I obviously agree that the book is not anti-Korean, but I don’t agree with the part of the author’s premise that the book is not anti-Korean because it’s anti-war.

I’m sorry that you have such a primitive capacity for argumentative discrimination.

Your other pathetic attempt at a riposte doesn’t warrant a response.

221 seouldout January 28, 2007 at 9:32 pm

For those still interested Sonagi posted a review of the book at Occidentalism.

222 wjk February 3, 2007 at 7:44 pm

http://www.kimsoft.com/KOREA/eyewit.htm

for those interested, a kimsoft’s autobiography which includes some stuff about Japanese refugees fleeing from North Korea.

223 wjk February 3, 2007 at 7:52 pm

http://www.kimsoft.com/KOREA/eyewit12.htm

“The Soviets cart off everything they can lay their hands on. They take all Japanese properties – factories, house furniture’s, food stocks, supplies, vehicles – anything not tied to the earth is loaded on to trains headed to Siberia. They take the 6-month rice stock Gen. Abe gave to the Korean People’s Committee. Korean students demonstrate against the Russians in Hamhung and Sinyiju – to no avail. Every day, train loads of our properties and food stocks leave for Russia and there is not a single thing we can do to prevent it. The communists say that it is all legal – the Russians are collecting their war reparations. Everything we have belongs to the Japanese – according to the Russians; Koreans own nothing.

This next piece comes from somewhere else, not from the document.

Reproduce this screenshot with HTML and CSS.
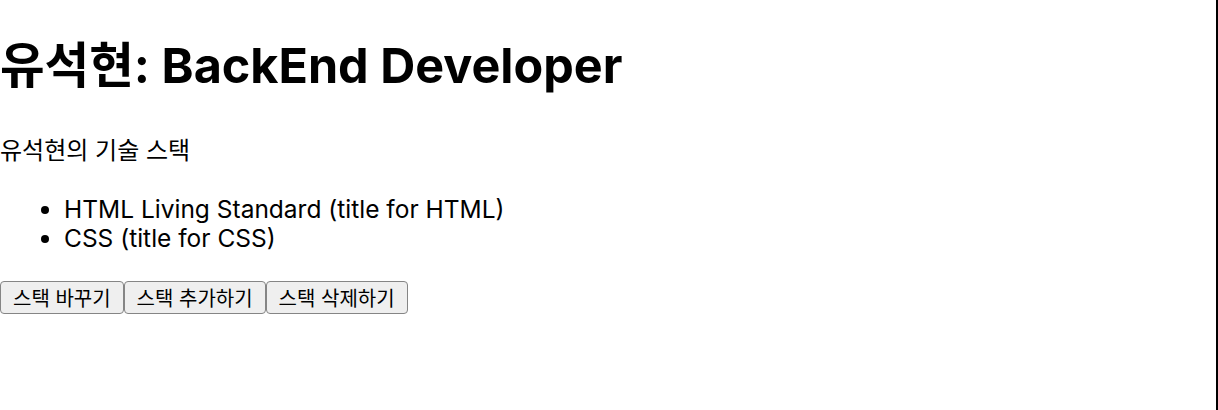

Stalin formed the 25th Division of the Red Army with prison inmates and other scum of the Soviet nation. The soldiers of the 25th were dumped onto Korea ill-trained and poorly equipped. Many of them did not have proper uniforms and lived off the land. The Red officers looked the other way when their soldiers raped Korean and Japanese women and stole properties. “

224 The Goat February 3, 2007 at 11:02 pm

Well I am sure glad you brought forth such an unbiased and impartial source such as kimsoft….

225 donnieknutts February 4, 2007 at 2:56 pm

usinkorea, i sure wish i had you as a teacher back in the day… seriously. kudos to you.

226 Jami February 13, 2008 at 11:47 am

Hmm. Maybe if the book was used in conjunction with Richard Kim’s “Lost Names,” it might add some context?